In 2014, 21,884 voters in SD26 cast ballots in the Democratic primary. Nearly 60% of them did not participate in the special runoff election. How those voters break will most likely determine the outcome of the primary race. The winning candidate will need at least 11,000 votes if turnout follows historic trends. Menendez received more than that in the runoff. However, if we (for the sake of argument) assumed all Republican primary voters supported Menendez and won’t participate in the 2016 Democratic primary election, then he will need to attract 3,200 additional voters to clear 11,000 votes. Martinez Fischer finished about 1,400 votes short of 11,000 in the runoff. We expect a greater proportion of Martinez Fischer’s overall voters would be inclined to return to the primary.
Both candidates have much work to do between now and March 1. Unlike their last race, there will be no runoff here. The winner will face Libertarian Fidel Castillo, who has previously run for office under the Green Party’s banner, and Green Scott Pusich await the winner of this primary. No Republican has filed for the race.

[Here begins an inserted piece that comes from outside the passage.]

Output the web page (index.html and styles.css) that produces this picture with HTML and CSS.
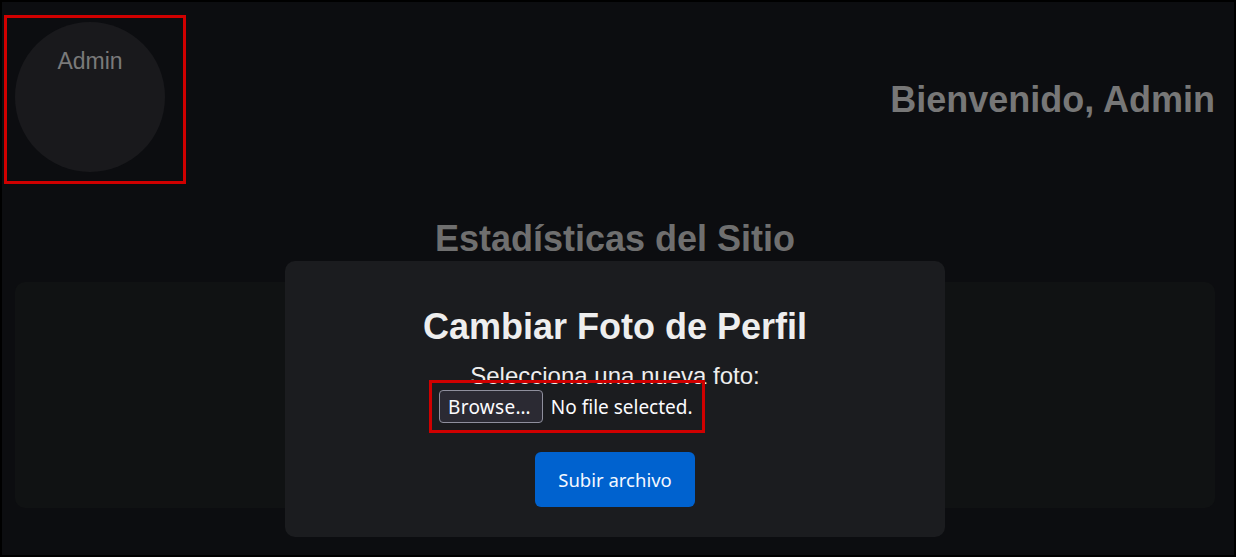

Bexar Co. was home to the last incumbent Democratic senator to lose a primary. Sen. Carlos Uresti ousted former Sen. Frank Madla, 57%-43%, in 2006, including winning Bexar Co., 63%-37%. In that race, Madla received campaign contributions from Senate and House Republicans, including Rep. Joe Straus (R-San Antonio), and more than $700K from Texans for Lawsuit Reform. Of course, those were different precincts, and it was 10 years ago, and Madla had been a senator for 14 years with some votes that were painted as supporting the chamber’s Republican leadership more than the families of the district.
Some elements of the Uresti-Madla race are present, and some are not, as an incumbent Democratic senator faces a primary challenge from a House member. We will have more on this race after the January semiannual campaign finance reports become available.